* [Problem statement]
Omit the pictures and print exactly the lines of the listing below, starting at the first and ending at the line containing "import React from".

* [Data provided]
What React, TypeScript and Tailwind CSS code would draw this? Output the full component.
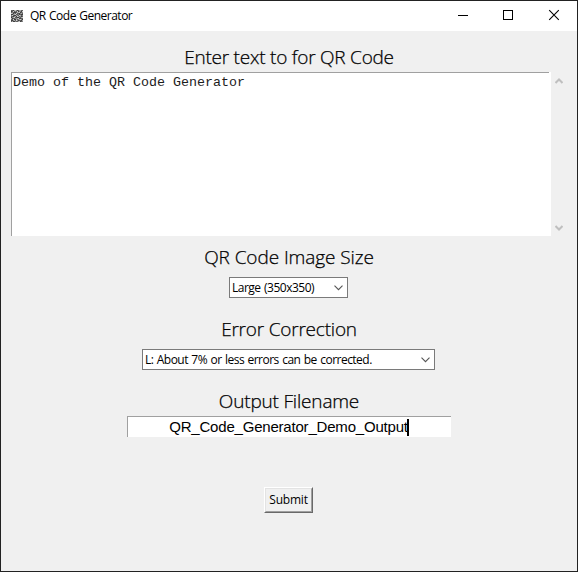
import React from "react";

const SIZE = 12;
// Grey values of the small pixelated code shown in the title bar.
const rows = [
  "443675346644", "347454735537", "454334667345", "763547443564",
  "335674453433", "574336547645", "443563764534", "356744335467",
  "634455673344", "447336456753", "335647534436", "463354467345",
];
const shades: Record<string, string> = {
  "3": "#404040", "4": "#606060", "5": "#858585", "6": "#a8a8a8", "7": "#cccccc",
};

function CodeIcon() {
  return (
    <svg className="h-3 w-3" viewBox={`0 0 ${SIZE} ${SIZE}`} shapeRendering="crispEdges">
      {rows.flatMap((row, y) =>
        row.split("").map((c, x) => <rect key={`${x}-${y}`} x={x} y={y} width="1" height="1" fill={shades[c]} />)
      )}
    </svg>
  );
}

function Label({ children, className }: { children: React.ReactNode; className: string }) {
  return (
    <div className={`h-[28px] text-center text-[19px] leading-[26px] font-light whitespace-nowrap [-webkit-text-stroke:0.25px_black] ${className}`}>{children}</div>
  );
}

function Combo({ children, className, textClass }: { children: React.ReactNode; className: string; textClass: string }) {
  return (
    <div className={`mr-px flex h-[21px] items-center justify-between border border-[#7a7a7a] bg-white pr-1 pl-0.5 ${className}`}>
      <span className={`text-[12px] leading-[19px] whitespace-nowrap ${textClass}`}>{children}</span>
      <svg className="h-[6px] w-[9px]" viewBox="0 0 9 6" fill="none" stroke="#555555" strokeWidth="1.1">
        <path d="M0.5 0.7 4.5 4.7 8.5 0.7" />
      </svg>
    </div>
  );
}

export default function App() {
  return (
    <div className="h-[572px] w-[578px] overflow-hidden border border-[#222222] bg-[#f0f0f0] font-['Open_Sans','Noto_Sans',sans-serif] text-black">
      <header className="flex h-[30px] items-center bg-white pl-[10px]">
        <CodeIcon />
        <span className="ml-[7px] text-[12px] leading-[30px] tracking-[-0.5px] [word-spacing:0.7px]">QR Code Generator</span>
        <svg className="ml-auto h-[30px] w-[138px]" viewBox="0 0 138 30" fill="none" stroke="black">
          <path d="M19 14.5h10M64.5 9.5h9v9h-9z" shapeRendering="crispEdges" />
          <path d="M110.2 9.2l9.6 9.6M119.8 9.2l-9.6 9.6" strokeWidth="1.1" />
        </svg>
      </header>
      <main className="flex flex-col items-center pt-[13px]">
        <Label className="tracking-[-0.23px]">Enter text to for QR Code</Label>
        <div className="flex h-[164px] w-[556px]">
          <div className="w-[540px] border-l border-[#a0a0a0] bg-white font-['Liberation_Mono',monospace] text-[13.33px] leading-[18px] text-[#1c1c1c]">
            <div className="mr-[2px] border-t border-[#a0a0a0] pt-[1px] pl-[1px]">Demo of the QR Code Generator</div>
          </div>
          <div className="flex w-[15px] flex-col items-center justify-between pt-[6px] pb-[5px]">
            <svg className="h-[6px] w-[8px]" viewBox="0 0 8 6" fill="none" stroke="#bfbfbf" strokeWidth="2"><path d="M.5 5 4 1.5 7.5 5" /></svg>
            <svg className="h-[6px] w-[8px]" viewBox="0 0 8 6" fill="none" stroke="#bfbfbf" strokeWidth="2"><path d="M.5 1 4 4.5 7.5 1" /></svg>
          </div>
        </div>
        <Label className="mt-[8px] tracking-[-0.08px]">QR Code Image Size</Label>
        <Combo className="mt-[5px] w-[119px]" textClass="tracking-[-0.5px] [word-spacing:0.8px]">Large (350x350)</Combo>
        <Label className="mt-[18px] tracking-[-0.2px]">Error Correction</Label>
        <Combo className="mt-[5px] w-[293px]" textClass="tracking-[-0.52px] [word-spacing:0.8px]">L: About 7% or less errors can be corrected.</Combo>
        <Label className="mt-[18px] tracking-[-0.18px]">Output Filename</Label>
        <div className="flex h-[21px] w-[324px] items-center justify-center border-t border-l border-[#a0a0a0] bg-white font-['Liberation_Sans',sans-serif] text-[15px] leading-5">
          <span className="whitespace-nowrap tracking-[-0.2px]">QR_Code_Generator_Demo_Output</span>
          <span className="-ml-px mr-px h-[17px] w-[2px] bg-black" />
        </div>
        <button className="mt-[50px] mr-px h-[26px] w-[49px] border border-t-white border-r-[#696969] border-b-[#696969] border-l-white">
          <span className="flex h-full w-full items-center justify-center border border-t-[#e3e3e3] border-r-[#a0a0a0] border-b-[#a0a0a0] border-l-[#e3e3e3] text-[12px] leading-[20px] tracking-[-0.2px]">Submit</span>
        </button>
      </main>
    </div>
  );
}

* [Answer for the task]
What React, TypeScript and Tailwind CSS code would draw this? Output the full component.
import React from "react";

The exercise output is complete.